#### Task description
In the listing that follows, retype every line from the first through the one containing "fontFamily: 'Roboto, sans-serif'". Pictures are to be left out.

#### Information supplied

——————

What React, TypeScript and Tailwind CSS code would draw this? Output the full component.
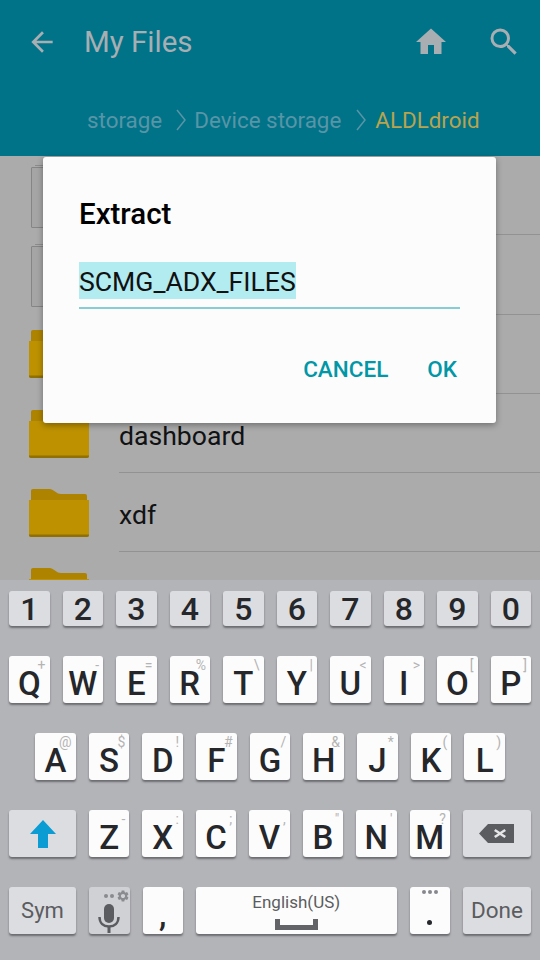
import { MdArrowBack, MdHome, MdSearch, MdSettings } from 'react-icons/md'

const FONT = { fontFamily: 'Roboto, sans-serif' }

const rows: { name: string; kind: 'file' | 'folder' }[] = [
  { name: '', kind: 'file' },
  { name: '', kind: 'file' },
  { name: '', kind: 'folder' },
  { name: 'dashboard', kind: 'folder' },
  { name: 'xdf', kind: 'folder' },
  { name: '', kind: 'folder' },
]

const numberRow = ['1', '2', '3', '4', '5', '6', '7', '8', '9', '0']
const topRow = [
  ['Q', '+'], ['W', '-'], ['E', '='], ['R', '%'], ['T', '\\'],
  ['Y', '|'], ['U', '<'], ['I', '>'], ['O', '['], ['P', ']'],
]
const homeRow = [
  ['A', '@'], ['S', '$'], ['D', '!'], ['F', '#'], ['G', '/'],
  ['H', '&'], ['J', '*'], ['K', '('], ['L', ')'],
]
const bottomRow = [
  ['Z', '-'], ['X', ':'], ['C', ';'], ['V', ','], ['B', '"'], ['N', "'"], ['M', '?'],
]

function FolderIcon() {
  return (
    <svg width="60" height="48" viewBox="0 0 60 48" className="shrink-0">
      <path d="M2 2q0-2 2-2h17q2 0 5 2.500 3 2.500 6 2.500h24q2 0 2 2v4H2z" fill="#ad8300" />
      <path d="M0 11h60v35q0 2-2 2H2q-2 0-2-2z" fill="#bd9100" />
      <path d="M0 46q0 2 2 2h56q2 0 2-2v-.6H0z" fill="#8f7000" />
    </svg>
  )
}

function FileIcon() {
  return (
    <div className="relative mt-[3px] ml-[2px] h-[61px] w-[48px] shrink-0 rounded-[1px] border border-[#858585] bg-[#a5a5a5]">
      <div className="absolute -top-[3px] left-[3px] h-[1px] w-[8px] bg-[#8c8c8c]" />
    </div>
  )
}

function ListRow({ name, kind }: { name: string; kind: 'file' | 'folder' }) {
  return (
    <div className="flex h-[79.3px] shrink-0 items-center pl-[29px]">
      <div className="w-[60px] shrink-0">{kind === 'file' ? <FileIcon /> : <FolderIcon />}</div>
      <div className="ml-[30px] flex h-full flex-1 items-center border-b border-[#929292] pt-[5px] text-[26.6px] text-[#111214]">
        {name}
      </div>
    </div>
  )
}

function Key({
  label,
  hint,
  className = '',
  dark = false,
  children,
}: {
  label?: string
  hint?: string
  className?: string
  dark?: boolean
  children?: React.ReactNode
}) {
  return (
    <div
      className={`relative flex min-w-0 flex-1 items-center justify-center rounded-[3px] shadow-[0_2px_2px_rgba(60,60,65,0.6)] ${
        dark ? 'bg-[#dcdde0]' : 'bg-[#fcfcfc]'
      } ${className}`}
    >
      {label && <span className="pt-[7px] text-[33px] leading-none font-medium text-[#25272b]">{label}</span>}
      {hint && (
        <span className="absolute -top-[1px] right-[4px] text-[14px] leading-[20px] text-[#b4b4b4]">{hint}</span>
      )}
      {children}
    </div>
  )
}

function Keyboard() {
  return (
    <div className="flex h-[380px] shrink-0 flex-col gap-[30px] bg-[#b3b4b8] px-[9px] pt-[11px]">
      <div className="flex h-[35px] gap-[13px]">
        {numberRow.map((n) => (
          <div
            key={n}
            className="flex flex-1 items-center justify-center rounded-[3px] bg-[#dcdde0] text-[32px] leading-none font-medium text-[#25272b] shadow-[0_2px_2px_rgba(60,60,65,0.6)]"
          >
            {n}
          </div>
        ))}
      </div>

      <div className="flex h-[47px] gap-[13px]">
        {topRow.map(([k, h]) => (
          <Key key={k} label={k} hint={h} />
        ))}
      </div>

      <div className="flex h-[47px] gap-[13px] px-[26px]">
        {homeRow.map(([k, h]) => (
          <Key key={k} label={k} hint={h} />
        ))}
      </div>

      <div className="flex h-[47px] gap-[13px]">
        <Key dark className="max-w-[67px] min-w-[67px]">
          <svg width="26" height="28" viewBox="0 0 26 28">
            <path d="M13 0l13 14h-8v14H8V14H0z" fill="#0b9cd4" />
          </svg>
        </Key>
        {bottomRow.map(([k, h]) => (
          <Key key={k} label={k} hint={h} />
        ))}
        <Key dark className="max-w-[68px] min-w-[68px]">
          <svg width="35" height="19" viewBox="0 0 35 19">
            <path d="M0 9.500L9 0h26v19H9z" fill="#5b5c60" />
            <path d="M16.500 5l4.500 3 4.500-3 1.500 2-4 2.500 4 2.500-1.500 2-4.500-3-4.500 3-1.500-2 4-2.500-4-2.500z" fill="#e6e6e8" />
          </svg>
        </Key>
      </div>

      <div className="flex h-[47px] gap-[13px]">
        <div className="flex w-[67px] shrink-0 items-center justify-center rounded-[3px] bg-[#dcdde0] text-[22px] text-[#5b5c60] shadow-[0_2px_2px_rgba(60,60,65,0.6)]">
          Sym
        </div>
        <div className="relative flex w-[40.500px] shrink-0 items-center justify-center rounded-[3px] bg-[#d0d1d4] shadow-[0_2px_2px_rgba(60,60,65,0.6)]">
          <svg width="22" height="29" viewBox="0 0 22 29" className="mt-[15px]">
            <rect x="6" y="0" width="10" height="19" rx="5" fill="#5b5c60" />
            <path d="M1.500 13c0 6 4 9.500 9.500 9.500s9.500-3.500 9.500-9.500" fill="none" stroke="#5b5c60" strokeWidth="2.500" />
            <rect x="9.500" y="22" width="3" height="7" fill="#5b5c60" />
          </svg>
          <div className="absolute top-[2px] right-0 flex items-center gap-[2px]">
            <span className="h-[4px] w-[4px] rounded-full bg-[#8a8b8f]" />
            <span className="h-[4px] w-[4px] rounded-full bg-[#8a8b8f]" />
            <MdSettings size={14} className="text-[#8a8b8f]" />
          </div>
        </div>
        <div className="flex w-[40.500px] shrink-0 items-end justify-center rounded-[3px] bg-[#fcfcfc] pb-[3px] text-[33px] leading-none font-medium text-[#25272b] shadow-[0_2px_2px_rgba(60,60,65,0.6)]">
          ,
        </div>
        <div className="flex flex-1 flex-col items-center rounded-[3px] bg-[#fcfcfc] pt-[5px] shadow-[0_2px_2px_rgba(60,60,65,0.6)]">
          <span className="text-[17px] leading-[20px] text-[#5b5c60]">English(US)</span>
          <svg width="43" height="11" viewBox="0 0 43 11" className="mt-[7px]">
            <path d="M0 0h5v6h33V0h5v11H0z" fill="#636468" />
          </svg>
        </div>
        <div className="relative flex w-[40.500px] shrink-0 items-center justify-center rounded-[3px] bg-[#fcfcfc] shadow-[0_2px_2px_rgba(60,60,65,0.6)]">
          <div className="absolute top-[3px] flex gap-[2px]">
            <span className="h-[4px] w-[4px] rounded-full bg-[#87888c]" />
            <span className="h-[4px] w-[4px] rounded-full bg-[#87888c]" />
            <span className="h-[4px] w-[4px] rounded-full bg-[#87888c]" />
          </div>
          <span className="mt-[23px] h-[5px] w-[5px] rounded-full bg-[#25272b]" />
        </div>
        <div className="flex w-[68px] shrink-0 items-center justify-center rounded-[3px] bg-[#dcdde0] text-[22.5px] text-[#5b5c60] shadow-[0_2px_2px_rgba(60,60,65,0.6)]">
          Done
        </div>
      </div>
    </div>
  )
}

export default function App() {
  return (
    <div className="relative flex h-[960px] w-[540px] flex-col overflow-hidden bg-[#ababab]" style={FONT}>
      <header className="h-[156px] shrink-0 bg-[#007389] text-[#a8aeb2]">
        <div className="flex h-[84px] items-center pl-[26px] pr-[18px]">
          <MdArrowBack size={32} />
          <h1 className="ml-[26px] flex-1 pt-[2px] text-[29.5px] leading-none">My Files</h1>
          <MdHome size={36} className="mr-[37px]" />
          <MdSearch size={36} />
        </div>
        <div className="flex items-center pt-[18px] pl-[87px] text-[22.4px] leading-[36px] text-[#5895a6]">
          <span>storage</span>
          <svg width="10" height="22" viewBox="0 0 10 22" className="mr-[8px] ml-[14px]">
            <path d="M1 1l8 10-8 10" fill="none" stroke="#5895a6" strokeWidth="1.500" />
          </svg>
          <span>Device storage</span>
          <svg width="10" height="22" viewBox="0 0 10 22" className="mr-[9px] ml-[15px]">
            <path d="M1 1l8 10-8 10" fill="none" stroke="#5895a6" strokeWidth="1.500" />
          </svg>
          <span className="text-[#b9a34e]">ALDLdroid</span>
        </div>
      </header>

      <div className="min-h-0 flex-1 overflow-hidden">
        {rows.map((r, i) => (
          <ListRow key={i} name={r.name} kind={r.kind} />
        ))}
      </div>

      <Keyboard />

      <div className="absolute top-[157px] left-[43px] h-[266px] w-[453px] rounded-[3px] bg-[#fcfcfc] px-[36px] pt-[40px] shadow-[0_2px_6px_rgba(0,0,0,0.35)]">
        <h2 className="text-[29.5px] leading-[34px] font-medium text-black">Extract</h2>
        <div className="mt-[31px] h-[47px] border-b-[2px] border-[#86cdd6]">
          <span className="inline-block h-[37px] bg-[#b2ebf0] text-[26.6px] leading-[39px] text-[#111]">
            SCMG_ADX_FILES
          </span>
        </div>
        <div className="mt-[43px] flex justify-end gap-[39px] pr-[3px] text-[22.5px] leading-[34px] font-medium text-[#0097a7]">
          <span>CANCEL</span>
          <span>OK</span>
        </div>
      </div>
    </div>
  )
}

——————

#### In response
What React, TypeScript and Tailwind CSS code would draw this? Output the full component.
import { MdArrowBack, MdHome, MdSearch, MdSettings } from 'react-icons/md'

const FONT = { fontFamily: 'Roboto, sans-serif' }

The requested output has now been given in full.